Nach diesen Anpassungen soll die «Totalrevision des Datenschutzgesetzes ohne Zeitdruck angegangen werden», damit die «Kommission der grossen Komplexität der Thematik gerecht werden» kann. Lediglich eine Minderheit der Kommission befürchtet, dass «zwei kurz aufeinander folgende Revisionen des Datenschutzgesetzes für die betroffenen Akteure zu Mehraufwand und Rechtsunsicherheit führen» könnten.
Kritik vom Eidgenössischen Datenschutz-
und Öffentlichkeitsbeauftragten
Der Eidgenössische Datenschutz- und Öffentlichkeitsbeauftragte (EDÖB) kritisiert die «Etappierung» in einer eigenen Mitteilung (Screenshot):
«Der EDÖB hat den Entscheid […] zu einem gestaffelten Vorgehen zur Kenntnis genommen. Nach seiner Einschätzung ist dieses mit grossen rechtstechnischen Herausforderungen und dem Risiko zusätzlicher Verzögerungen verbunden. Angesichts des Umstandes, dass die Kommission ihre Arbeit nun vorerst unterbrechen dürfte, gilt es sicherzustellen, dass der Grundrechtsschutz der Bevölkerung, deren Privatsphäre durch die fortschreitende Digitalisierung wachsenden Risiken ausgesetzt ist, gewahrt wird.

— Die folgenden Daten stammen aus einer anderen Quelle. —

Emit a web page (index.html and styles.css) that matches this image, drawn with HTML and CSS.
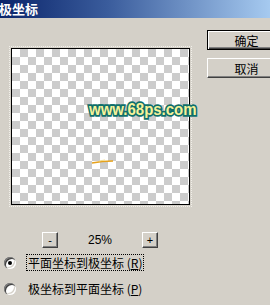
FILE: index.html
```html
<!DOCTYPE html>
<html lang="zh">
<head>
    <meta charset="UTF-8">
    <title>极坐标</title>
    <link rel="stylesheet" href="styles.css">
</head>
<body>
    <div class="titlebar">极坐标</div>

    <div class="top">
        <div class="preview">
            <div class="canvas">
                <svg class="stroke" width="24" height="6" viewBox="0 0 24 6">
                    <path d="M1 4 C6 3, 12 2, 22 2" stroke="#e6a21c" stroke-width="1.6" fill="none"/>
                    <path d="M8 2 L14 1" stroke="#f3dc8a" stroke-width="1" fill="none"/>
                </svg>
                <span class="watermark">www.68ps.com</span>
            </div>
        </div>
        <div class="actions">
            <button class="btn default">确定</button>
            <button class="btn">取消</button>
        </div>
    </div>

    <div class="zoombar">
        <button class="small">-</button>
        <span class="percent">25%</span>
        <button class="small">+</button>
    </div>

    <div class="options">
        <label class="option"><span class="radio checked"></span><span class="focus">平面坐标到极坐标 (<u>R</u>)</span></label>
        <label class="option"><span class="radio"></span><span class="text">极坐标到平面坐标 (<u>P</u>)</span></label>
    </div>
</body>
</html>
```

FILE: styles.css
```css
/* Ventana clásica */
body {
    margin: 0;
    background: #d4d0c8;
    font-family: "Noto Sans CJK SC", "Liberation Sans", sans-serif;
    font-size: 12px;
    color: #000;
    overflow: hidden;
}

.titlebar {
    height: 18px;
    line-height: 18px;
    background: linear-gradient(to right, #0a246a, #3a5c9c 40%, #a6caf0);
    color: #fff;
    font-weight: bold;
    font-size: 13px;
    margin-left: -1px;
}

.top {
    display: flex;
}

.preview {
    padding: 30px 0 0 11px;
}

.canvas {
    position: relative;
    width: 177px;
    height: 155px;
    border: 1px solid #000;
    background: repeating-conic-gradient(#cccccc 0 25%, #ffffff 0 50%) 0 0 / 16px 16px;
    outline: 1px dotted #f2f0ea;
    outline-offset: 1px;
}

.watermark {
    position: absolute;
    left: 77px;
    top: 51px;
    font-family: "Liberation Sans", sans-serif;
    font-weight: bold;
    font-size: 17px;
    color: #f6f29a;
    -webkit-text-stroke: 3.4px #0f6f6c;
    paint-order: stroke fill;
    white-space: nowrap;
    transform: scaleX(0.88);
    transform-origin: left center;
}

.stroke {
    position: absolute;
    left: 79px;
    top: 110px;
}

.actions {
    display: flex;
    flex-direction: column;
    gap: 8px;
    margin: 12px 0 0 17px;
}

.btn {
    width: 64px;
    height: 20px;
    padding: 0 0 0 14px;
    font-family: inherit;
    font-size: 12px;
    background: #d4d0c8;
    border: 1px solid;
    border-color: #fff #404040 #404040 #fff;
    border-right: none;
    box-shadow: inset 0 -1px 0 #808080;
}

.btn.default {
    border: 1px solid #000;
    border-right: none;
    box-shadow: inset 1px 1px 0 #fff, inset 0 -1px 0 #404040, inset 0 -2px 0 #808080;
}

.zoombar {
    display: flex;
    align-items: center;
    margin: 27px 0 0 42px;
    height: 16px;
}

.small {
    width: 16px;
    height: 16px;
    padding: 0;
    font-family: "Liberation Sans", sans-serif;
    font-size: 11px;
    line-height: 12px;
    background: #d4d0c8;
    border: 1px solid;
    border-color: #fff #404040 #404040 #fff;
    box-shadow: inset -1px -1px 0 #808080;
}

.percent {
    width: 84px;
    text-align: center;
    font-family: "Liberation Sans", sans-serif;
    font-size: 12px;
}

.options {
    display: flex;
    flex-direction: column;
    gap: 9px;
    margin: 6px 0 0 4px;
}

.option {
    display: flex;
    align-items: center;
    height: 17px;
}

.radio {
    position: relative;
    width: 12px;
    height: 12px;
    border-radius: 50%;
    background: #fff;
    box-shadow: inset 1px 1px 0 #808080, inset 2px 2px 0 #404040, inset -1px -1px 0 #fff, inset -2px -2px 0 #d4d0c8;
    margin-right: 10px;
}

.radio.checked::after {
    content: "";
    position: absolute;
    left: 4px;
    top: 4px;
    width: 4px;
    height: 4px;
    border-radius: 50%;
    background: #000;
}

.focus, .text {
    padding: 0 1px;
    line-height: 15px;
    border: 1px dotted transparent;
}

.focus {
    border-color: #000;
}
```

Zu diesem Zweck braucht die Schweiz eine Datenschutzgesetzgebung, die einen angemessenen Grundrechtsschutz gewährleistet, dem europäischen Datenschutzniveau entspricht und den Herausforderungen der Digitalisierung Rechnung trägt. Dies spricht für eine zügige Gesamtablösung des geltenden DSG, das aus dem Jahre 1993 stammt.»
Dem EDÖB gelang es nicht, die Kommission davon zu überzeugen, unverzüglich mit der Beratung der gesamten Revision zu beginnen:
Am [15. September 2017] hat der Bundesrat ein totalrevidiertes Gesetz vorgelegt, das der EDÖB […] in den Grundzügen unterstützt, weil es nach seiner Einschätzung die erwähnten Voraussetzungen erfüllt. Er hat sich in der Eintretensdebatte in der [Kommission vom 11. Januar 2018] vergeblich dafür ausgesprochen, unverzüglich mit der integralen Beratung der bundesrätlichen Vorlage zu beginnen und verbleibende Kritikpunkte im Rahmen der Detailberatung zu bereinigen.»
Auswirkungen auf Unternehmen in der Schweiz
Für Unternehmen und andere private Datenbearbeiter in der Schweiz sind die Verzögerungen voraussichtlich kein Nachteil:
Einerseits können sich Unternehmen auf die anspruchsvolle und aufwendige Umsetzung der Datenschutz-Grundverordnung (DSGVO) fokussieren. Unternehmen, welche die DSGVO umsetzen, werden auch für das revidierte Datenschutzgesetz in der Schweiz vorbereitet sein. Andererseits können erste – erfreuliche und unerfreuliche – praktische Erfahrungen mit der DSGVO in die Beratungen in den Kommissionen und im Parlament einfliessen.
Allerdings müssen Unternehmen in der Schweiz darauf hoffen, dass die EU in Form der Europäischen Kommission den schweizerischen Datenschutz weiterhin als angemessen beurteilt, auch wenn das Datenschutzgesetz noch nicht revidiert wurde:
Die EU könnte den Angemessenheitsbeschluss als weiteres Druckmittel gegen die Schweiz im Streit um ein «Rahmenabkommen» und die Übernahme von weiterem EU-Recht einsetzen. Ohne Angemessenheitsbeschluss müssten Unternehmen in der Schweiz erheblich mehr Aufwand für die rechtmässige Bearbeitung von EU-Personendaten betreiben.
Für Unternehmen in der Schweiz, welche die DSGVO nicht umsetzen müssen, bedeuten die Verzögerungen, dass sie vorläufig keinem verschärften Datenschutzrecht unterliegen.